In recent years I have become increasingly concerned about the way society talks about mental health.
It started when I worked at an American summer camp. I witnessed what it’s like to live in a country that constantly labels and medicalises emotions.
Everyone was on ‘something’. At dinner times, the camp nurse walked around the children’s tables, handing out little plastic cups of medication. I was astonished by how many were dosed up because they had depression, anxiety, ADHD or another thing. Some of the kids were as young as eight. I watched them trying to do normal things, like kick a ball around or play with their friends. But they were different; dopey, detached, and in some cases extremely anxious.
I write this a day after The Duchess of Cambridge penned a piece for The Huffington Post to spread awareness of mental health issues in young people, and to end the stigma around asking for “emotional or psychiatric help”. “We know there is no shame in a young child struggling with their emotions or suffering from a mental illness”, she writes.
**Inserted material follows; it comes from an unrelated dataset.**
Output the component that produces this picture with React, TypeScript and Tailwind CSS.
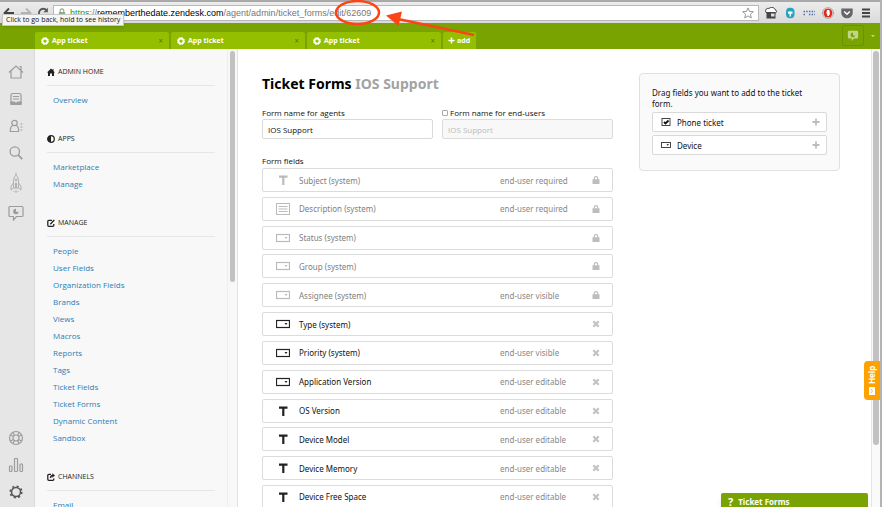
import { Fragment, type ReactNode } from "react";

const UI = "font-['Open_Sans','Noto_Sans',sans-serif]";

function TabIcon() {
  return (
    <svg viewBox="0 0 16 16" className="size-2 shrink-0" fill="none" stroke="white">
      <circle cx="8" cy="8" r="5" strokeWidth="3.5" />
      <circle cx="8" cy="8" r="7" strokeWidth="2" strokeDasharray="3 2.5" />
    </svg>
  );
}

function ArrowIcon({ flip, color }: { flip?: boolean; color: string }) {
  return (
    <svg viewBox="0 0 12 12" className={flip ? "size-3 -scale-x-100" : "size-3"} fill="none" stroke={color} strokeWidth="1.8">
      <path d="M11 6H2M6 1.5 1.5 6 6 10.5" />
    </svg>
  );
}

function BrowserBar() {
  return (
    <div className="relative flex h-[23px] shrink-0 items-center border-t-2 border-[#a9a9a9] bg-gradient-to-b from-[#ececec] to-[#dadada] pr-2">
      <button aria-label="Back" className="ml-[3px]"><ArrowIcon color="#444" /></button>
      <button aria-label="Forward" className="ml-[5px]"><ArrowIcon flip color="#b5b5b5" /></button>
      <button aria-label="Reload" className="ml-[5px]">
        <svg viewBox="0 0 12 12" className="size-3" fill="none" stroke="#555" strokeWidth="1.8">
          <path d="M9.5 3.2A4.3 4.3 0 1 0 10.3 7.5" />
          <path d="M10.8.8v4.4H6.4z" fill="#555" stroke="none" />
        </svg>
      </button>
      <div className="ml-1 flex h-4 min-w-0 flex-1 items-center border border-[#b9b9b9] bg-white px-1">
        <svg viewBox="0 0 8 10" className="mr-1 h-[9px] w-2 shrink-0">
          <path d="M2 5V3a2 2 0 0 1 4 0v2" fill="none" stroke="#999" strokeWidth="1.2" />
          <rect x="0.5" y="4.5" width="7" height="5" rx=".8" fill="#83b873" />
        </svg>
        <div className="min-w-0 flex-1 whitespace-nowrap font-['Liberation_Sans',Arial,sans-serif] text-[9px] leading-3 text-[#777]">
          <span className="text-[#12a022]">https</span>://<span className="text-black">rememberthedate.zendesk.com</span>/agent/admin/ticket_forms/edit/62609
        </div>
        <svg viewBox="0 0 24 24" className="size-3 shrink-0" fill="none" stroke="#8a8a8a" strokeWidth="1.8">
          <path d="m12 1.800 3 7 7.600.6-5.800 5 1.800 7.400L12 17.800l-6.600 4 1.800-7.400-5.800-5 7.600-.6z" />
        </svg>
      </div>
      <div className="ml-[6px] flex items-center gap-[7px]">
        <svg viewBox="0 0 12 12" className="size-3">
          <path d="M1 5.500C-.3 2.500 2 .8 4 1.500 6-.3 9.500.3 10 2.500c2 .8 1.800 3 .4 3.500z" fill="#fff" stroke="#333" />
          <path d="M1.500 5h9v6.500h-9z" fill="#444" /><path d="M6 6.500h3.500v3H6z" fill="#ddd" />
        </svg>
        <svg viewBox="0 0 12 12" className="size-3">
          <rect x="2" y=".8" width="8.500" height="10.500" rx="4" fill="#25a4bf" />
          <path d="M4 4.500h4.500v2.200H4zM5.600 6h1.300v3.500H5.600z" fill="#fff" />
        </svg>
        <svg viewBox="0 0 12 12" className="size-3" stroke="#536ea3" strokeWidth="1.600" strokeDasharray="1.500 1.200">
          <path d="M.5 4.500H12M.5 7.500H3M5.900 7.500H12" />
        </svg>
        <svg viewBox="0 0 12 12" className="size-3">
          <circle cx="6" cy="6" r="5.800" fill="#999" /><circle cx="6" cy="6" r="5" fill="#fff" /><circle cx="6" cy="6" r="4.500" fill="#dd2b20" />
          <path d="M4.400 6 5 3h2.300l.5 2.500v1.500L6.800 9H5.600z" fill="#fff" />
        </svg>
        <svg viewBox="0 0 12 12" className="size-3">
          <path d="M.3 1.500h11.400V6A5.700 5.300 0 0 1 .3 6z" fill="#666" />
          <path d="m3.200 4.500 2.800 2.700 2.800-2.700" fill="none" stroke="#fff" strokeWidth="1.500" />
        </svg>
        <button aria-label="Browser menu">
          <svg viewBox="0 0 12 12" className="size-3" stroke="#444" strokeWidth="1.800">
            <path d="M2 2.500h8M2 6h8M2 9.500h8" />
          </svg>
        </button>
      </div>
      <div role="tooltip" className="absolute left-[2px] top-[12px] z-10 h-3 whitespace-nowrap border border-[#c8c8c8] bg-[#f5f5f5] px-[3px] text-[7px] leading-[10px] text-[#111] shadow">
        Click to go back, hold to see history
      </div>
    </div>
  );
}

function Header() {
  return (
    <header className="flex h-[26px] shrink-0 items-end bg-[#78a300] pl-[35px]">
      <div className="flex gap-[2px] text-[7px] font-bold leading-[17px] text-white">
        {[0, 1, 2].map((n) => (
          <div key={n} className="flex h-[17px] w-[134px] items-center rounded-t-xs bg-[#93bf00] pl-[6px] pr-[6px]">
            <TabIcon />
            <span className="ml-[3px] flex-1">App ticket</span>
            <button aria-label="Close tab" className="text-[8px] leading-none text-[#638a00]">×</button>
          </div>
        ))}
        <button className="flex h-[17px] w-[33px] items-center gap-[2px] rounded-t-xs bg-[#93bf00] pl-[5px]">
          <svg viewBox="0 0 8 8" className="size-[7px]" stroke="white" strokeWidth="1.800"><path d="M4 .5v7M.5 4h7" /></svg>
          add
        </button>
      </div>
      <div className="ml-auto mb-[3px] flex items-center gap-[6px] pr-[4px]">
        <button aria-label="Chat" className="flex h-[21px] w-[22px] items-center justify-center rounded-xs border border-[#6b9200]">
          <svg viewBox="0 0 14 14" className="size-3">
            <path d="M2.500 1h9A1.500 1.500 0 0 1 13 2.500v6a1.500 1.500 0 0 1-1.500 1.500H8l-2.500 3v-3h-3A1.500 1.500 0 0 1 1 8.500v-6A1.500 1.500 0 0 1 2.500 1" fill="#bfd68a" />
            <path d="M9.500 6.300A2.700 2.700 0 1 1 7 3v3.300z" fill="#78a300" />
          </svg>
        </button>
        <button aria-label="Account menu">
          <svg viewBox="0 0 6 4" className="h-1 w-[6px]"><path d="M1 1h4L3 3.200z" fill="#bfd68a" /></svg>
        </button>
      </div>
    </header>
  );
}

function RailIcon({ label, children, tone = "text-[#9c9c9c]" }: { label: string; children: ReactNode; tone?: string }) {
  return (
    <button aria-label={label} className={tone}>
      <svg viewBox="0 0 16 16" className="size-4" fill="none" stroke="currentColor" strokeWidth="1.200">{children}</svg>
    </button>
  );
}

function Rail() {
  return (
    <nav aria-label="Main" className="flex w-[35px] shrink-0 flex-col items-center justify-between border-r border-[#d9d9d9] bg-[#e6e6e6] pb-[7px] pr-[2px] pt-[15px]">
      <div className="flex flex-col gap-[11px]">
        <RailIcon label="Home"><path d="M1 8.500 8 2l7 6.500M3 7v7h10V7M11.500 2.500h1.500V6" /></RailIcon>
        <RailIcon label="Views">
          <rect x="3" y="2.500" width="10" height="11" rx="1.500" /><path d="M5 5.500h6M5 8h6" /><path d="M3 11h3.500l.5 1h2l.5-1H13v2.500H3z" fill="currentColor" />
        </RailIcon>
        <RailIcon label="Users">
          <circle cx="6.500" cy="5" r="2.700" /><path d="M4.700 7.500C3 8 2.300 9 2.300 13.500h8.400c0-4.500-.7-5.500-2.400-6" /><path d="M12.500 6H15M12.500 9H15M12.500 12H15" strokeDasharray="1.800 .6" />
        </RailIcon>
        <RailIcon label="Search"><circle cx="6.800" cy="6.500" r="4.700" strokeWidth="1.300" /><path d="m10.200 10 4 4.200" strokeWidth="1.800" /></RailIcon>
        <button aria-label="Launch" className="text-[#b0b0b0]">
          <svg viewBox="0 0 16 22" className="h-[22px] w-4" fill="none" stroke="currentColor">
            <path d="M8 .5v3M8 3c-2 2-2.500 4-2.500 6.500V16h5V9.500C10.500 7 10 5 8 3M5.500 11 3 14v4l2.500-2M10.500 11l2.500 3v4l-2.500-2M7.500 11h1v5h-1z" />
            <circle cx="8" cy="8" r="1" /><path d="M6 19v1M8 18v3M10 19v1" />
          </svg>
        </button>
        <RailIcon label="Chat">
          <path d="M2 1.500h12a1 1 0 0 1 1 1v8a1 1 0 0 1-1 1H8.500L5.500 15v-3.500H2a1 1 0 0 1-1-1v-8a1 1 0 0 1 1-1" />
          <path d="M10.700 6.700A2.800 2.800 0 1 1 8 3.700v3z" fill="currentColor" stroke="none" />
        </RailIcon>
      </div>
      <div className="flex flex-col gap-[11px]">
        <RailIcon label="Help"><circle cx="8" cy="8" r="6.500" /><circle cx="8" cy="8" r="3" /><path d="m2.500 5 3 1.500M5 2.500 6.500 5.500M13.500 5l-3 1.500M11 2.500 9.500 5.500M2.500 11l3-1.500M5 13.500l1.500-3M13.500 11l-3-1.500M11 13.500l-1.500-3" /></RailIcon>
        <RailIcon label="Reports"><rect x="1.500" y="9" width="2.500" height="5.500" rx=".8" /><rect x="6.500" y="1.500" width="3" height="13" rx=".8" /><rect x="12" y="7" width="2.500" height="7.500" rx=".8" /></RailIcon>
        <RailIcon label="Admin" tone="text-[#555]"><circle cx="8" cy="8" r="4.500" strokeWidth="1.500" /><circle cx="8" cy="8" r="5.800" strokeWidth="1.600" strokeDasharray="2.100 2.450" /></RailIcon>
      </div>
    </nav>
  );
}

const sections: { title: string; icon: ReactNode; links: string[] }[] = [
  { title: "ADMIN HOME", icon: <path d="M0 4.500 4 .5l1.500 1.500V1h1v2L8 4.500H7V8H5V5.500H3V8H1V4.500z" fill="currentColor" />, links: ["Overview"] },
  { title: "APPS", icon: <><circle cx="4" cy="4" r="3.300" fill="none" stroke="currentColor" strokeWidth="1.200" /><path d="M4 .7a3.300 3.300 0 0 0 0 6.600z" fill="currentColor" /></>, links: ["Marketplace", "Manage"] },
  {
    title: "MANAGE",
    icon: <path d="M5 1.300H1.800a1 1 0 0 0-1 1v4a1 1 0 0 0 1 1h4a1 1 0 0 0 1-1V5M3.300 5.200 7.300 1" fill="none" stroke="currentColor" strokeWidth="1.300" />,
    links: ["People", "User Fields", "Organization Fields", "Brands", "Views", "Macros", "Reports", "Tags", "Ticket Fields", "Ticket Forms", "Dynamic Content", "Sandbox"],
  },
  { title: "CHANNELS", icon: <><path d="M4 1.300H1.800a1 1 0 0 0-1 1v4a1 1 0 0 0 1 1h4a1 1 0 0 0 1-1V5.500M3.500 5c0-2 1-2.500 2.500-2.500" fill="none" stroke="currentColor" strokeWidth="1.300" /><path d="m5.300.3 2.700 2.200-2.700 2.200z" fill="currentColor" /></>, links: ["Email"] },
];

function Sidebar() {
  return (
    <aside className="flex w-[203px] shrink-0 overflow-hidden border-r border-[#e2e2e2] bg-[#f8f8f8]">
      <div className="flex min-w-0 flex-1 flex-col gap-[23px] border-r border-[#eeeeee] pl-3 pr-3 pt-[15px]">
        {sections.map((s) => (
          <section key={s.title}>
            <h2 className="flex h-[22px] items-start gap-[3px] border-b border-[#e6e6e6] text-[7px] leading-4 text-[#222]">
              <svg viewBox="0 0 8 8" className="mt-1 size-2">{s.icon}</svg>
              {s.title}
            </h2>
            <ul className="mt-[5px] pl-[6px] text-[8px] leading-[17px] text-[#2b7db5]">
              {s.links.map((l) => (
                <li key={l} className="h-[17px]"><a href="#">{l}</a></li>
              ))}
            </ul>
          </section>
        ))}
      </div>
      <div className="w-[9px] shrink-0 px-[2px] pt-[2px]">
        <div className="h-[231px] rounded-full bg-[#c1c1c1]" />
      </div>
    </aside>
  );
}

type Kind = "text" | "area" | "select" | "check";

function FieldIcon({ kind }: { kind: Kind }) {
  return (
    <svg viewBox="0 0 14 12" className="h-3 w-[14px] shrink-0" fill="none" stroke="currentColor">
      {kind === "text" && <path d="M3 1.500h8.500v2.300H8.400V11H6.200V3.800H3z" fill="currentColor" stroke="none" />}
      {kind === "area" && <><rect x=".5" y=".5" width="13" height="11" /><path d="M2.500 3.500h9M2.500 6h9M2.500 8.500h9" /></>}
      {kind === "select" && <><rect x=".5" y="2.500" width="13" height="7" strokeWidth="1.200" /><path d="M8.500 5h3L10 7z" fill="currentColor" stroke="none" /></>}
    </svg>
  );
}

function SmallIcon({ kind }: { kind: Kind }) {
  return (
    <svg viewBox="0 0 10 10" className="size-[10px] shrink-0" fill="none" stroke="#444">
      {kind === "check" ? <><rect x="1" y="1.500" width="8" height="7" /><path d="m3 5 1.500 1.500L7.500 3.500" strokeWidth="1.800" stroke="#111" /></> : <><rect x=".5" y="2.500" width="9" height="5" /><path d="M5.500 4h2.500L6.700 6z" fill="#444" stroke="none" /></>}
    </svg>
  );
}

const fields: { name: string; kind: Kind; locked?: boolean; note?: string }[] = [
  { name: "Subject (system)", kind: "text", locked: true, note: "end-user required" },
  { name: "Description (system)", kind: "area", locked: true, note: "end-user required" },
  { name: "Status (system)", kind: "select", locked: true },
  { name: "Group (system)", kind: "select", locked: true },
  { name: "Assignee (system)", kind: "select", locked: true, note: "end-user visible" },
  { name: "Type (system)", kind: "select" },
  { name: "Priority (system)", kind: "select", note: "end-user visible" },
  { name: "Application Version", kind: "select", note: "end-user editable" },
  { name: "OS Version", kind: "text", note: "end-user editable" },
  { name: "Device Model", kind: "text", note: "end-user editable" },
  { name: "Device Memory", kind: "text", note: "end-user editable" },
  { name: "Device Free Space", kind: "text", note: "end-user editable" },
];

function FieldRow({ name, kind, locked, note }: (typeof fields)[number]) {
  return (
    <li className="flex h-6 items-center rounded-xs border border-[#dcdcdc] bg-white pl-[13px] pr-3 font-['Noto_Sans','Open_Sans',sans-serif]">
      <span className={locked ? "text-[#bbb]" : "text-[#222]"}><FieldIcon kind={kind} /></span>
      <span className={locked ? "ml-[9px] flex-1 text-[#808080]" : "ml-[9px] flex-1 text-[#111]"}>{name}</span>
      <span className="w-[92px] text-[#888]">{note}</span>
      {locked ? (
        <svg viewBox="0 0 8 8" className="size-2" aria-label="Locked"><path d="M2.300 3.500V2.300a1.700 1.700 0 0 1 3.400 0v1.200" fill="none" stroke="#bdbdbd" strokeWidth="1.200" /><path d="M.5 3.200h7V8h-7z" fill="#bdbdbd" /></svg>
      ) : (
        <button aria-label={"Remove " + name}>
          <svg viewBox="0 0 8 8" className="size-2" stroke="#c2c2c2" strokeWidth="2.200"><path d="m1.300 1.300 5.400 5.400M6.700 1.300 1.300 6.700" /></svg>
        </button>
      )}
    </li>
  );
}

function Main() {
  return (
    <main className="flex min-w-0 flex-1 items-start justify-between overflow-hidden bg-white pl-6 pr-[31px] text-[8px] leading-[11px] text-[#111]">
      <div className="w-[351px] pt-[26px]">
        <h1 className="h-[18px] whitespace-nowrap font-['Noto_Sans','Open_Sans',sans-serif] text-[14px] font-bold leading-[18px] text-black">
          Ticket Forms <span className="text-[#a3a3a3]">IOS Support</span>
        </h1>
        <div className="mt-[14px] grid grid-cols-2 gap-[9px]">
          <div>
            <label htmlFor="agents" className="block h-[11px]">Form name for agents</label>
            <input id="agents" defaultValue="IOS Support" className="mt-[1px] block h-5 w-full rounded-xs border border-[#d9d9d9] px-[5px] text-[8px]" />
          </div>
          <div>
            <div className="flex h-[11px] items-center gap-[2px]">
              <input id="toggle" type="checkbox" className="size-[6px] appearance-none rounded-[1px] border border-[#aaa]" />
              <label htmlFor="toggle">Form name for end-users</label>
            </div>
            <input aria-label="Form name for end-users" disabled defaultValue="IOS Support" className="mt-[1px] block h-5 w-full rounded-xs border border-[#dcdcdc] bg-[#f8f8f8] px-[5px] text-[8px] text-[#bbb]" />
          </div>
        </div>
        <h2 className="mt-[16px]">Form fields</h2>
        <ul className="mt-[2px] flex h-[341px] flex-col justify-between">
          {fields.map((f) => <FieldRow key={f.name} {...f} />)}
        </ul>
      </div>
      <section className="mt-6 w-[201px] rounded-sm border border-[#e0e0e0] bg-[#fafafa] px-3 pb-[15px] pt-[13px] font-['Noto_Sans','Open_Sans',sans-serif]">
        <p className="pr-3">Drag fields you want to add to the ticket form.</p>
        <ul className="mt-[3px] flex flex-col gap-[3px]">
          {([["Phone ticket", "check"], ["Device", "select"]] as [string, Kind][]).map(([name, kind]) => (
            <li key={name} className="flex h-5 items-center rounded-xs border border-[#d9d9d9] bg-white pl-2 pr-[6px]">
              <SmallIcon kind={kind} />
              <span className="ml-[6px] flex-1">{name}</span>
              <button aria-label={"Add " + name}>
                <svg viewBox="0 0 8 8" className="size-2" stroke="#bdbdbd" strokeWidth="1.800"><path d="M4 .5v7M.5 4h7" /></svg>
              </button>
            </li>
          ))}
        </ul>
      </section>
    </main>
  );
}

export default function App() {
  return (
    <div className={"relative flex h-screen overflow-hidden " + UI}>
      <div className="flex min-w-0 flex-1 flex-col">
        <BrowserBar />
        <Header />
        <div className="flex min-h-0 flex-1">
          <Rail />
          <Sidebar />
          <Main />
          <div className="w-[9px] shrink-0 border-l border-[#e5e5e5] bg-[#fafafa] px-[1px] pt-[2px]">
            <div className="h-[394px] rounded-full bg-[#c1c1c1]" />
          </div>
        </div>
      </div>
      <div className="w-[2px] shrink-0 bg-[#b3b3b3]" />

      <svg viewBox="0 0 150 40" className="absolute left-[330px] top-0 z-20 h-10 w-[150px]" fill="none" stroke="#fb4516">
        <ellipse cx="27.500" cy="12.500" rx="21.500" ry="11.500" strokeWidth="2.500" />
        <path d="M144 35 68 19" strokeWidth="2.800" />
        <path d="m56 15.500 16-4-3.500 14.500z" fill="#fb4516" stroke="none" />
      </svg>

      <button className="absolute right-[2px] top-[361px] flex h-[39px] w-4 rotate-180 items-center justify-center gap-[3px] rounded-r bg-[#ffa200] text-[8px] font-bold leading-4 text-white [writing-mode:vertical-rl]">
        <svg viewBox="0 0 6 8" className="h-2 w-[6px]"><path d="M0 0h6v8H0z" fill="#fff" /><path d="M4 2 2.500 4 4 6" fill="none" stroke="#ffa200" strokeWidth=".7" /></svg>
        Help
      </button>
      <button className="absolute bottom-0 right-[14px] flex h-[14px] w-[147px] items-center gap-[5px] overflow-hidden rounded-t-xs bg-[#78a300] pl-[7px] pt-1 font-['Noto_Sans','Open_Sans',sans-serif] text-[8px] font-bold leading-[14px] text-white shadow-md">
        <span className="text-[11px]">?</span>Ticket Forms
      </button>
    </div>
  );
}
It is an article with very honourable aims. And yet, it does concern me. The reality is that there are, indeed, young people experiencing real difficulties with mental illness – whom society could better support.
But there are also lots of children who live completely oblivious to mental illness, and will never consider if it affects them. This ignorance is bliss.
That bubble might be about to break. The Duchess’ piece might encourage parents to monitor their children for symptoms of psychiatric disorders, when they are not there. It might even make children start to diagnose themselves.
‘Mental illness’ is an extremely broad term, that encompasses a whole set of states. At one end of the spectrum, you have life-changing disorders such as Schizophrenia, hypomania and psychosis. At the other you have anger, loneliness and anxiety. Many of these are normal variants of human experience, and often justified responses to unhappy situations. But they are increasingly becoming pathologised.
According to MentalHealth.org, 1 in 10 children and young people are affected by mental health problems, which is an alarming statistic. But I’m sure it would be a lot less if, instead of seeing states such as anxiety as an ‘illness’, we granted it a functional part of our existence.
In America, they bear the consequence of a government that heavily publicised mental illness in all its guises. And the result is a highly medicalised and reductionist country, where people cannot allow themselves to feel negative emotions. American children are the victims of this psychiatry-obsession – any sadness or anxiety they now feel a symptom of something more sinister.
Yes, we must help young people with mental health issues more. But we must be sensitive not to colour the experiences of children who do not need intervention with our adult knowledge. We must allow them to explore their own emotions without telling them they’re wrong, or seeking psychiatric counsel. Getting children with psychiatric problems help is not so much to do with spreading awareness, but using good judgement.